What is being asked: Each line of the listing that contains the word "styles" is to be copied.

Record set:

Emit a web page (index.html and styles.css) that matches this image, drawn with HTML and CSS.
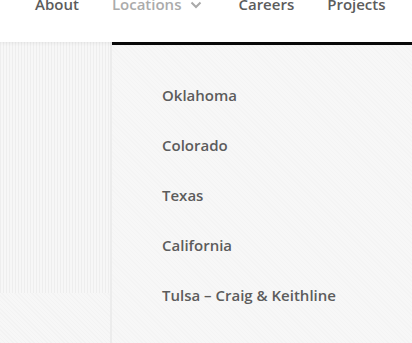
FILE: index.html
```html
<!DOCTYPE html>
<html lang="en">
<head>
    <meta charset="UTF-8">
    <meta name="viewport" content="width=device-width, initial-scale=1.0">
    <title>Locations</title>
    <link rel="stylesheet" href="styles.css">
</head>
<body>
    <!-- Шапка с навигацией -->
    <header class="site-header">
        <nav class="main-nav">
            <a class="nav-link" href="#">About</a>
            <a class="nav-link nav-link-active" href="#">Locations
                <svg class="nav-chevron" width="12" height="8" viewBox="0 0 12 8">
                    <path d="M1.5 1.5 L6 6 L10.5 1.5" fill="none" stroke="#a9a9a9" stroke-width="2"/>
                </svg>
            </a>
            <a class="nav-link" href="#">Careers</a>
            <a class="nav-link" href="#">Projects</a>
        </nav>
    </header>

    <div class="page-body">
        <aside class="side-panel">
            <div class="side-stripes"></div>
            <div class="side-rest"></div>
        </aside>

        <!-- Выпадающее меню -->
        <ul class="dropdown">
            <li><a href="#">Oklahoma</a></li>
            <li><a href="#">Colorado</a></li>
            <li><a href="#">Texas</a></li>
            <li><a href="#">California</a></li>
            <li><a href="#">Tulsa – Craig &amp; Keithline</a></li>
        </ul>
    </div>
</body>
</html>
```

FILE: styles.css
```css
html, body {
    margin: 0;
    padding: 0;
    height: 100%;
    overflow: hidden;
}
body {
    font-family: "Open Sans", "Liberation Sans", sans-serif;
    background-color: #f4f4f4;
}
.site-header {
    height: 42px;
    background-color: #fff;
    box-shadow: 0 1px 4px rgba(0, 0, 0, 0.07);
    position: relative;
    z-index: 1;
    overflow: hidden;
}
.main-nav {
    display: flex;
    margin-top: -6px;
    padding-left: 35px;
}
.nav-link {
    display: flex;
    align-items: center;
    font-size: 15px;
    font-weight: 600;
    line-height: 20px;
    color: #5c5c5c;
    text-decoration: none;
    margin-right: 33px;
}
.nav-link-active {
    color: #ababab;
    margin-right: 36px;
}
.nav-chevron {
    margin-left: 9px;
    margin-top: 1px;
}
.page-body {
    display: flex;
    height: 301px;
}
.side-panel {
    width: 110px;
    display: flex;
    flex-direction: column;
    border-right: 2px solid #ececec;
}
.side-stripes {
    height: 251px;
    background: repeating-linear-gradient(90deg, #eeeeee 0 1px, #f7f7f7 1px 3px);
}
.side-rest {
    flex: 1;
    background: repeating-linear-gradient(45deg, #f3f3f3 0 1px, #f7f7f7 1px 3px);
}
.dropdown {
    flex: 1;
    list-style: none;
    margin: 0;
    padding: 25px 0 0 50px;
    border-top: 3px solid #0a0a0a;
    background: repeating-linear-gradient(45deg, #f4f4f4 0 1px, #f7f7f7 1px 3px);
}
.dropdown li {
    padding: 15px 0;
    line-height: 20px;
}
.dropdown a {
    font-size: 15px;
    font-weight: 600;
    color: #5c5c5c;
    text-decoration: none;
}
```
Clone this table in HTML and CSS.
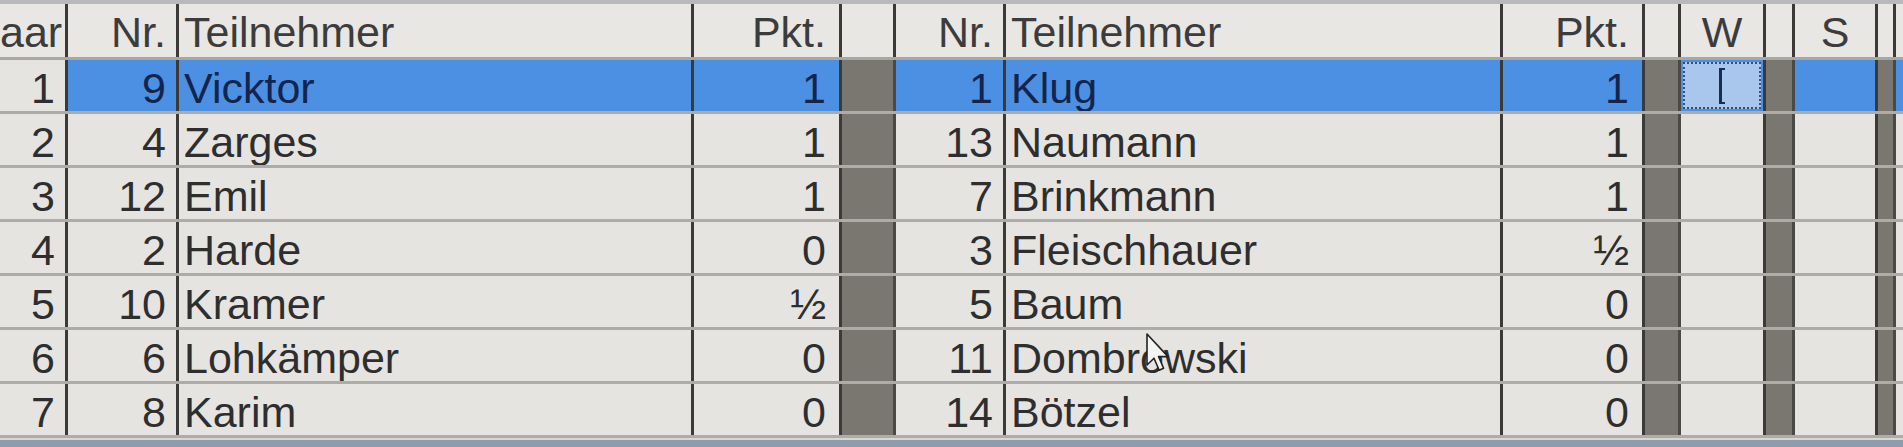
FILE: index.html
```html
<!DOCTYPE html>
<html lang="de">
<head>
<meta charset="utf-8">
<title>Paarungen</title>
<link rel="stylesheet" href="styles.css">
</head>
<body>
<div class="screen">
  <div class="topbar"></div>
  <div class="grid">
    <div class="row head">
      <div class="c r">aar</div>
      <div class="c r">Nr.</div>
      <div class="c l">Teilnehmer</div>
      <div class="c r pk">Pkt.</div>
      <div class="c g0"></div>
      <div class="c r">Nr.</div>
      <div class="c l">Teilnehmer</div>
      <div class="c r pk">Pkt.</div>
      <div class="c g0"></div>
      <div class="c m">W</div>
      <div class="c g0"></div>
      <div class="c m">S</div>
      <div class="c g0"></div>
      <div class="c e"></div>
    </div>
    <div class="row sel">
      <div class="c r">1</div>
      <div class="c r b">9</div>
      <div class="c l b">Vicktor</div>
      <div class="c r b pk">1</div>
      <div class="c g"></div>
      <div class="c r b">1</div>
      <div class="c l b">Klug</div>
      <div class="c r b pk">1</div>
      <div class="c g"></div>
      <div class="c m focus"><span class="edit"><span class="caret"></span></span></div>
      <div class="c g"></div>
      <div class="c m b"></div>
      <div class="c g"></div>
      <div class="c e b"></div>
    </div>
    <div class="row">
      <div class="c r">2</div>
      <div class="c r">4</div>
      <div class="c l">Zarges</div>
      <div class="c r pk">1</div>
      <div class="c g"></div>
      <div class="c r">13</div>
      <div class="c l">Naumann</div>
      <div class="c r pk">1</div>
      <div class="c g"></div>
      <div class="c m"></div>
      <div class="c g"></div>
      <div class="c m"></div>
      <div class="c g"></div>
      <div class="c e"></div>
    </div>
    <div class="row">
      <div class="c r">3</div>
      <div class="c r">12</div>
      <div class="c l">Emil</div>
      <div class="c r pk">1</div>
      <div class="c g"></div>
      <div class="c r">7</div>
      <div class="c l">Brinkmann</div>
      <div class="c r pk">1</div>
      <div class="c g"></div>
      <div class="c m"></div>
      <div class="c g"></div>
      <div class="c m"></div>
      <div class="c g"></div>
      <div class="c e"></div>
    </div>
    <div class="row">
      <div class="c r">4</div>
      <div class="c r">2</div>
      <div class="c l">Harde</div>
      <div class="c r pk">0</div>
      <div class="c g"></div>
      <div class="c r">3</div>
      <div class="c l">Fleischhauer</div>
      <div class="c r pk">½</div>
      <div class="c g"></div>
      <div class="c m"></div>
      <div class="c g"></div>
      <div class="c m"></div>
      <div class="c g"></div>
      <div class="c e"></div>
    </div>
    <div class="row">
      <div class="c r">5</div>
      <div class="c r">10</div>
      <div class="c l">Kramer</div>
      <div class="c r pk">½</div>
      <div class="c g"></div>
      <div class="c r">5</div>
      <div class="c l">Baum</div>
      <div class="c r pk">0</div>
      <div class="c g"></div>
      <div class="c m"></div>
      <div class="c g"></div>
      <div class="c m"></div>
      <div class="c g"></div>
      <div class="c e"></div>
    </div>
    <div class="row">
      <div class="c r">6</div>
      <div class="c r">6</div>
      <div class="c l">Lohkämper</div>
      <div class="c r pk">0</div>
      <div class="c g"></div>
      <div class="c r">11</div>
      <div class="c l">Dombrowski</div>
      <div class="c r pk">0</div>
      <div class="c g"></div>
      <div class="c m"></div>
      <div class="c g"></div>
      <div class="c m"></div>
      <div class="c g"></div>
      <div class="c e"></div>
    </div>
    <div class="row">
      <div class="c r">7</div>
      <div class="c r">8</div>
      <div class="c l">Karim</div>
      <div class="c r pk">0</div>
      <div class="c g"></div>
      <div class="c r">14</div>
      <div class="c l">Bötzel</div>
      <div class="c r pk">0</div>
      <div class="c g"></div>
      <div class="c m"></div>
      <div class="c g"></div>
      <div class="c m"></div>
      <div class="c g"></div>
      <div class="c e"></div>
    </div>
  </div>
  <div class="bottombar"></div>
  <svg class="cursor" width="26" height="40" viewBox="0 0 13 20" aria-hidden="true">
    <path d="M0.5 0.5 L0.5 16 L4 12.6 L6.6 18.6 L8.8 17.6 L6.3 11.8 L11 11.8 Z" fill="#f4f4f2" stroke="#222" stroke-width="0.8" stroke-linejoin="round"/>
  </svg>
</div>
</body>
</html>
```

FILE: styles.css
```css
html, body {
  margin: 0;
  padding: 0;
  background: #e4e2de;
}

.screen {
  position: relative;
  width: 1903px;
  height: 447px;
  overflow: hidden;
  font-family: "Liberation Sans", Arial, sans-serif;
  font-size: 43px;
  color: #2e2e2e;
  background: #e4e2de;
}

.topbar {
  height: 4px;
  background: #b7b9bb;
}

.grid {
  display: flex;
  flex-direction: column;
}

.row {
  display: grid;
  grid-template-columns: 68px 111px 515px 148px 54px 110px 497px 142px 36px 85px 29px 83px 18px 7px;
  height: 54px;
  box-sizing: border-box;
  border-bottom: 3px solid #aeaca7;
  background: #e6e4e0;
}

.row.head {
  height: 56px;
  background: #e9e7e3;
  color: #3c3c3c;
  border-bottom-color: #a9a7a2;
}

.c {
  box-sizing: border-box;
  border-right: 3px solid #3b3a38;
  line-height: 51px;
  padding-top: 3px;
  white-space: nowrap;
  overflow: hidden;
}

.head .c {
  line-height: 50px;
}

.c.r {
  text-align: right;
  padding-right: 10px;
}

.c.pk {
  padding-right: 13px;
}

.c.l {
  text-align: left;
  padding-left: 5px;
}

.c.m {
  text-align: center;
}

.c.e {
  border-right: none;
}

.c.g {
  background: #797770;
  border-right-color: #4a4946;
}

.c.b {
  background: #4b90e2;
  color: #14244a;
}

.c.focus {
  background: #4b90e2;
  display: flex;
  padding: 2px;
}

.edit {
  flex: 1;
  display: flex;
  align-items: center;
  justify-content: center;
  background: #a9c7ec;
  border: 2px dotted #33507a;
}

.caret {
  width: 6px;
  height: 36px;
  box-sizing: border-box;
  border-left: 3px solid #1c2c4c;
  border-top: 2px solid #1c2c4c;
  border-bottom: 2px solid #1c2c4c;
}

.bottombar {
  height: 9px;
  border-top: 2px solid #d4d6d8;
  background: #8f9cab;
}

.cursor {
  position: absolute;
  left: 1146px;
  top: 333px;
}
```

Full solution:
Emit a web page (index.html and styles.css) that matches this image, drawn with HTML and CSS.
    <link rel="stylesheet" href="styles.css">
FILE: styles.css
<link rel="stylesheet" href="styles.css">
FILE: styles.css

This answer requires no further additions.